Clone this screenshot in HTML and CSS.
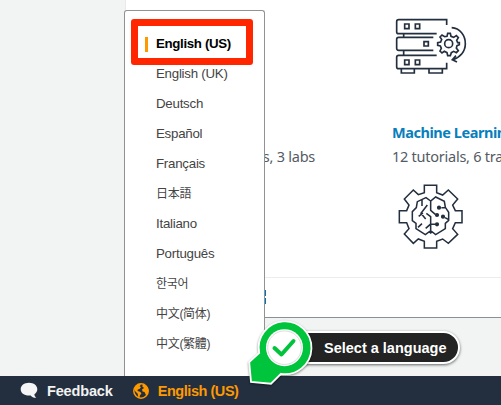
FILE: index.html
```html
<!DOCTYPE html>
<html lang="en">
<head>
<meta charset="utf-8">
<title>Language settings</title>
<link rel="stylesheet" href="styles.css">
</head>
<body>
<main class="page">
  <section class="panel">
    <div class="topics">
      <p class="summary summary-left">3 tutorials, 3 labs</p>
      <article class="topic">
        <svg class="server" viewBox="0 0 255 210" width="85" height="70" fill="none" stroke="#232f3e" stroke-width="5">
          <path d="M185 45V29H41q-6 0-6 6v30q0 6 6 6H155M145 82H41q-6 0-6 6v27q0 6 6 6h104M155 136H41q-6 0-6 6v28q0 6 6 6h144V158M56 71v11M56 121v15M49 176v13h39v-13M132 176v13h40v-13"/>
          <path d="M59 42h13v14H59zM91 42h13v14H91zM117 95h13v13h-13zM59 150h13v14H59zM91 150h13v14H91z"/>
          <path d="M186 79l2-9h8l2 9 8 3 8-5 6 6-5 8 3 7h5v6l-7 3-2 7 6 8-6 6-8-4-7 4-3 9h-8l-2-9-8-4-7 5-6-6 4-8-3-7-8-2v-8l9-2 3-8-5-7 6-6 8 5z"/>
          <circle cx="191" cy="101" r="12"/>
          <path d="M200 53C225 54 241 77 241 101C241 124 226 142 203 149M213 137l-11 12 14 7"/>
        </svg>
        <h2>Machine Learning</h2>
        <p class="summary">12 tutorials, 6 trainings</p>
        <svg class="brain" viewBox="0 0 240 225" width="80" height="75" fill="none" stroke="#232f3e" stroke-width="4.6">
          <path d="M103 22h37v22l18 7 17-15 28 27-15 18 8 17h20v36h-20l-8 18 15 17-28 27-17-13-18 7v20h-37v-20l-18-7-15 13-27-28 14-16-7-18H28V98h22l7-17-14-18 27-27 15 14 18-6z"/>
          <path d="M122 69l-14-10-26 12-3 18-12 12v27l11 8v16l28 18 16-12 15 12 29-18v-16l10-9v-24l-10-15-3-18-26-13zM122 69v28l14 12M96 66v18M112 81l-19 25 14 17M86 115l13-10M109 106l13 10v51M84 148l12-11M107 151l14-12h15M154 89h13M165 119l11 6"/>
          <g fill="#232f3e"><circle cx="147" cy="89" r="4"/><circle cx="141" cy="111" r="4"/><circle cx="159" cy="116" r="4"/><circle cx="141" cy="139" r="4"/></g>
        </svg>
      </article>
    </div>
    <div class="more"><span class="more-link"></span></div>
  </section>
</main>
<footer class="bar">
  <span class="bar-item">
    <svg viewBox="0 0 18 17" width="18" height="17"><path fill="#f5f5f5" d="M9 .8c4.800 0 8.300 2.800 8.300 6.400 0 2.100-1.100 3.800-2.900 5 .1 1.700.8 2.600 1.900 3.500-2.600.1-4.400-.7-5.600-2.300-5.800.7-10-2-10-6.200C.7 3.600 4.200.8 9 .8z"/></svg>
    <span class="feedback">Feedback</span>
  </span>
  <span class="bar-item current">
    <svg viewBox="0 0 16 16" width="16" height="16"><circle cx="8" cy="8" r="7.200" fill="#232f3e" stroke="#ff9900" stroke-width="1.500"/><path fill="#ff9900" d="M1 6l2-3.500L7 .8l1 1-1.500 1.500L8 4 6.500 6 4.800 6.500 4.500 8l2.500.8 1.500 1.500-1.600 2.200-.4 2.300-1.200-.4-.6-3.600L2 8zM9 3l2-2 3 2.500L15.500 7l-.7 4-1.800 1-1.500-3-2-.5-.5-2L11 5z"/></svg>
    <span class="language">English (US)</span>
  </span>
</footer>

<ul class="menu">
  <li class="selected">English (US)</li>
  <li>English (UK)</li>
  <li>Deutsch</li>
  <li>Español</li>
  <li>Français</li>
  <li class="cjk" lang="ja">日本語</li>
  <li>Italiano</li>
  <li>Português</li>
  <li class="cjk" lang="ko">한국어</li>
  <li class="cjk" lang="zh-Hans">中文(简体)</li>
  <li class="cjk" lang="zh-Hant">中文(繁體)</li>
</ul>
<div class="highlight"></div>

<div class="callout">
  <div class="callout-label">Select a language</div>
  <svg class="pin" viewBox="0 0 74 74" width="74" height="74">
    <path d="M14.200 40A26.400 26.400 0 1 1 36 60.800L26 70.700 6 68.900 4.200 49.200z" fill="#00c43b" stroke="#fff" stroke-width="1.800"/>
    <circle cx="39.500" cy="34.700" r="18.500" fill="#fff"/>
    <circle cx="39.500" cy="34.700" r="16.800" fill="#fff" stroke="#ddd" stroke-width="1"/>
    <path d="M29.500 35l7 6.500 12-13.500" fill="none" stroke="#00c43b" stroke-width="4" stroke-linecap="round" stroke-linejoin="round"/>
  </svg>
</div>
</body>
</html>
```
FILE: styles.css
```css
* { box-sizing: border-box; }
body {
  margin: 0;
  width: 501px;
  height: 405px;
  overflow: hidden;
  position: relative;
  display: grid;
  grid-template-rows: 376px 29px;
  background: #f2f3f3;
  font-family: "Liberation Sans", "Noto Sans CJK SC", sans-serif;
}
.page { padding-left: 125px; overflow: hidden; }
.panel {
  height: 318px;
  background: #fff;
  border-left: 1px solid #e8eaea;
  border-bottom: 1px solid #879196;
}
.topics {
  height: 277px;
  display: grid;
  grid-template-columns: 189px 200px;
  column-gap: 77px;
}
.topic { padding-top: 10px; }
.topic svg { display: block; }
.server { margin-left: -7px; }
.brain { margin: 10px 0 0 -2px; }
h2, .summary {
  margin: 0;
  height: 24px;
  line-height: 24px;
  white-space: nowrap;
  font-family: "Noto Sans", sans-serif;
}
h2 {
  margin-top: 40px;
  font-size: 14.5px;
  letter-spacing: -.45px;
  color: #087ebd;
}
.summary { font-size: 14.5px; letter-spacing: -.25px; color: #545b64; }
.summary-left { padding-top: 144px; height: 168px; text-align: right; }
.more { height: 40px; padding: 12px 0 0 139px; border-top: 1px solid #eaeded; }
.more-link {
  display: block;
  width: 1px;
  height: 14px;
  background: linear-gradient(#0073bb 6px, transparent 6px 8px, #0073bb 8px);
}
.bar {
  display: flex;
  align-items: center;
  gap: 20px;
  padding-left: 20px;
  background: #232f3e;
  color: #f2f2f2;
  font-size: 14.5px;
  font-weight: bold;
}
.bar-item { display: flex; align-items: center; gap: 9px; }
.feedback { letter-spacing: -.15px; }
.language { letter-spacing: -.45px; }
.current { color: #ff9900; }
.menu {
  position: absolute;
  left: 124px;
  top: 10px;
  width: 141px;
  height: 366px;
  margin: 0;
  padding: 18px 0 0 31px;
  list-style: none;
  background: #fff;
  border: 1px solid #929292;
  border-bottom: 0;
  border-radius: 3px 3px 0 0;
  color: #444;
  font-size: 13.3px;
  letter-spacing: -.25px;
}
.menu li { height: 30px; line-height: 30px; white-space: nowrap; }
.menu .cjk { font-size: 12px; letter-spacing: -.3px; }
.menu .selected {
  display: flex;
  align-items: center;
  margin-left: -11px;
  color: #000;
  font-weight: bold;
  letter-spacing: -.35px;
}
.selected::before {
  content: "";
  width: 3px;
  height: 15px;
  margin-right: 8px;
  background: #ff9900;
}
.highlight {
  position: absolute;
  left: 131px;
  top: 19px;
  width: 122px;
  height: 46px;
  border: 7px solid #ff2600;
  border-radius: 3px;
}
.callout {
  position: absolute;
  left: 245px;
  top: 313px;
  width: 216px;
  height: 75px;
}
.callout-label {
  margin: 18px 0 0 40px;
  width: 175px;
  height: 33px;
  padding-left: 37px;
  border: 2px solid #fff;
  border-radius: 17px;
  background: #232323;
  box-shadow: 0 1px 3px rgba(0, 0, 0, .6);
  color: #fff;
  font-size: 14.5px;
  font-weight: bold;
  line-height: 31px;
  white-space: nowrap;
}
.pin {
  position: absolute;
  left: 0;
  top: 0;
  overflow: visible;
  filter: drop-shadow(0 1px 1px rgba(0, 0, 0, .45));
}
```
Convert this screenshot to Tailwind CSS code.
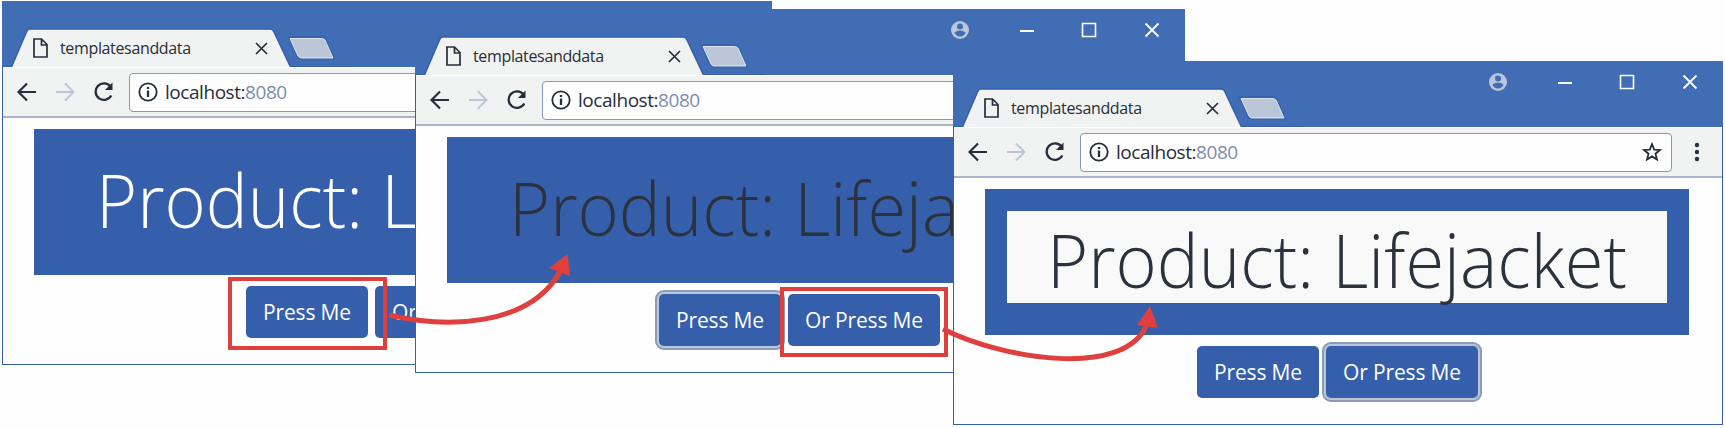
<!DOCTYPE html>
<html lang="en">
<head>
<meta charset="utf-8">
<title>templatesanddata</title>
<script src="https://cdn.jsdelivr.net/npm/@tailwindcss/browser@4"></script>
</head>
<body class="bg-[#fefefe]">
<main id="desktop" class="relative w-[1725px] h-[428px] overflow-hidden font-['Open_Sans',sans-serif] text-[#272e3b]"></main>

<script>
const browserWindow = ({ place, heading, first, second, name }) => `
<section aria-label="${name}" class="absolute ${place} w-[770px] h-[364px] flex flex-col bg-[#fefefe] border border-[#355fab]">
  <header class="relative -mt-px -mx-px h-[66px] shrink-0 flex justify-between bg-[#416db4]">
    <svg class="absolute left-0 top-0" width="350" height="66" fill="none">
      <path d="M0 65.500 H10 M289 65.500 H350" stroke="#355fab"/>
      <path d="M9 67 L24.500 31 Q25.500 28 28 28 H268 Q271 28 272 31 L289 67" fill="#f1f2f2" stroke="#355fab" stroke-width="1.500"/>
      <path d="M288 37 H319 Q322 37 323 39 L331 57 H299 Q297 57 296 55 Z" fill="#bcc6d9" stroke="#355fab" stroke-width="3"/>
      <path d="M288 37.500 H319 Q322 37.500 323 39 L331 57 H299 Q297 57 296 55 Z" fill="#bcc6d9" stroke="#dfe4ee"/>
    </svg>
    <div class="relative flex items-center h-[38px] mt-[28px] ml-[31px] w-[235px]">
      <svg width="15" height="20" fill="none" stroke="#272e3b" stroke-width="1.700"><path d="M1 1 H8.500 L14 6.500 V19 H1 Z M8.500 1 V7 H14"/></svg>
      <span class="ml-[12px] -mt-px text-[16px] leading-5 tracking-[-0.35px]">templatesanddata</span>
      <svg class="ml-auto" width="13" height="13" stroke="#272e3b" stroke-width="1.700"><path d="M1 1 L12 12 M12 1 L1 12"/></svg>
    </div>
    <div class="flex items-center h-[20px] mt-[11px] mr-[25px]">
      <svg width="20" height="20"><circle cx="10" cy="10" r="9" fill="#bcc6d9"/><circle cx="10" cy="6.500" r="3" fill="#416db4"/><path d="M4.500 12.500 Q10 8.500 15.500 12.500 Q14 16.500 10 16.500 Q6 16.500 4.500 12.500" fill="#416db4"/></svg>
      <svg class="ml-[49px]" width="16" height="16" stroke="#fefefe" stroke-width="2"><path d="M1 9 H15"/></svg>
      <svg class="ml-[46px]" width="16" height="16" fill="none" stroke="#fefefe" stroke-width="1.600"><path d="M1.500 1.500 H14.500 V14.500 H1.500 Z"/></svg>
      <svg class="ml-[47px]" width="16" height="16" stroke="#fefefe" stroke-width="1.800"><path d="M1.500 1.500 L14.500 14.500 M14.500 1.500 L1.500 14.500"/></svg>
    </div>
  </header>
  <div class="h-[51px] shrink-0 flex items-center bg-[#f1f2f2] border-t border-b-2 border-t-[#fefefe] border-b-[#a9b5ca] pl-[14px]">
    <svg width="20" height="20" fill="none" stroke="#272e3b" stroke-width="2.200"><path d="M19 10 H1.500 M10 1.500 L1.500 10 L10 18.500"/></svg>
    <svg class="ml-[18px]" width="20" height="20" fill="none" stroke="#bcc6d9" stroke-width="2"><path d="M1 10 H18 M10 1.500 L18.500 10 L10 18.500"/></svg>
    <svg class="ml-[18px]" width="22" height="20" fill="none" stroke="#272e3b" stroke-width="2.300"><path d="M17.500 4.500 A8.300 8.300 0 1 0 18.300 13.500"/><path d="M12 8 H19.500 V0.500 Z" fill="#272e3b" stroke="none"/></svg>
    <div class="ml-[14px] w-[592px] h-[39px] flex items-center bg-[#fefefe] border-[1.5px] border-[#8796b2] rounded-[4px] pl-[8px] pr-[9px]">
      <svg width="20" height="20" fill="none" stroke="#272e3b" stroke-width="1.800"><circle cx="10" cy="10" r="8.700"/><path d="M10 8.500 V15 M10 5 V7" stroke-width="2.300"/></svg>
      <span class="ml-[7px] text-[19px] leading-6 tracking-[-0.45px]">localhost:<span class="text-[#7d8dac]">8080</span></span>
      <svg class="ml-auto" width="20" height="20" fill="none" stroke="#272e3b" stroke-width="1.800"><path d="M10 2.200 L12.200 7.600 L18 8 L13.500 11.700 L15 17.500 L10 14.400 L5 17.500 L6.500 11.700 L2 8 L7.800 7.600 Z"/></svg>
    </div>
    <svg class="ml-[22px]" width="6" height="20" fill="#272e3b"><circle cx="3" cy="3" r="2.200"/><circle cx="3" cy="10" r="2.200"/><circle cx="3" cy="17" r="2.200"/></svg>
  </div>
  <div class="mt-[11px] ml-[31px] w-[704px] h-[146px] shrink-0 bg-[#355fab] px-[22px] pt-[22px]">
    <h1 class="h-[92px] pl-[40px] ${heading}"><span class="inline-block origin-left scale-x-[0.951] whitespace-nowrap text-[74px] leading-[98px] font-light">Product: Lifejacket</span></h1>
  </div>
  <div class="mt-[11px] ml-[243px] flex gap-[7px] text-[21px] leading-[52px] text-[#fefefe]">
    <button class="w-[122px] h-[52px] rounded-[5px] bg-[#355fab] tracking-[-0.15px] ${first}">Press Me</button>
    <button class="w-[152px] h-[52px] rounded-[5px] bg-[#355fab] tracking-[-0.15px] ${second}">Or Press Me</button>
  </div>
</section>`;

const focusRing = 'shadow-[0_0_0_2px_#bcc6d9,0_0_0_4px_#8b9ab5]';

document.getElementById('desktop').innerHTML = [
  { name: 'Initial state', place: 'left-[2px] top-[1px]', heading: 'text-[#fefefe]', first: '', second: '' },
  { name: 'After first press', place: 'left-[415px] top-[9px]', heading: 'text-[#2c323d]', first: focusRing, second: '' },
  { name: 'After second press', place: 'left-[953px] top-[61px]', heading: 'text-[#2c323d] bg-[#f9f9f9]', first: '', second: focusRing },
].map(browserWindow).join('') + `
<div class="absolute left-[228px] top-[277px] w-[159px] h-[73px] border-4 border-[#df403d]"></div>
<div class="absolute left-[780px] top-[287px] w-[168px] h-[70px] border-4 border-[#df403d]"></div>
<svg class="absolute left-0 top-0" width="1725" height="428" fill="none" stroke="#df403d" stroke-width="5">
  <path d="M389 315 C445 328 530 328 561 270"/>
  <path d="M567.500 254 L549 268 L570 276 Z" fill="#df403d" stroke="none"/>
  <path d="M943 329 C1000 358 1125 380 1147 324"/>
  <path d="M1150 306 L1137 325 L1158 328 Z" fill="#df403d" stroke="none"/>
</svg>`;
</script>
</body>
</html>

--

#### Task details:
Reproduce the entries exactly, from the line with "Convert this screenshot to Tailwind CSS code." to the line with "w-[1725px] h-[428px] overflow-hidden", both lines included, keeping no pictures.

#### Exercise result:
Convert this screenshot to Tailwind CSS code.
<!DOCTYPE html>
<html lang="en">
<head>
<meta charset="utf-8">
<title>templatesanddata</title>
<script src="https://cdn.jsdelivr.net/npm/@tailwindcss/browser@4"></script>
</head>
<body class="bg-[#fefefe]">
<main id="desktop" class="relative w-[1725px] h-[428px] overflow-hidden font-['Open_Sans',sans-serif] text-[#272e3b]"></main>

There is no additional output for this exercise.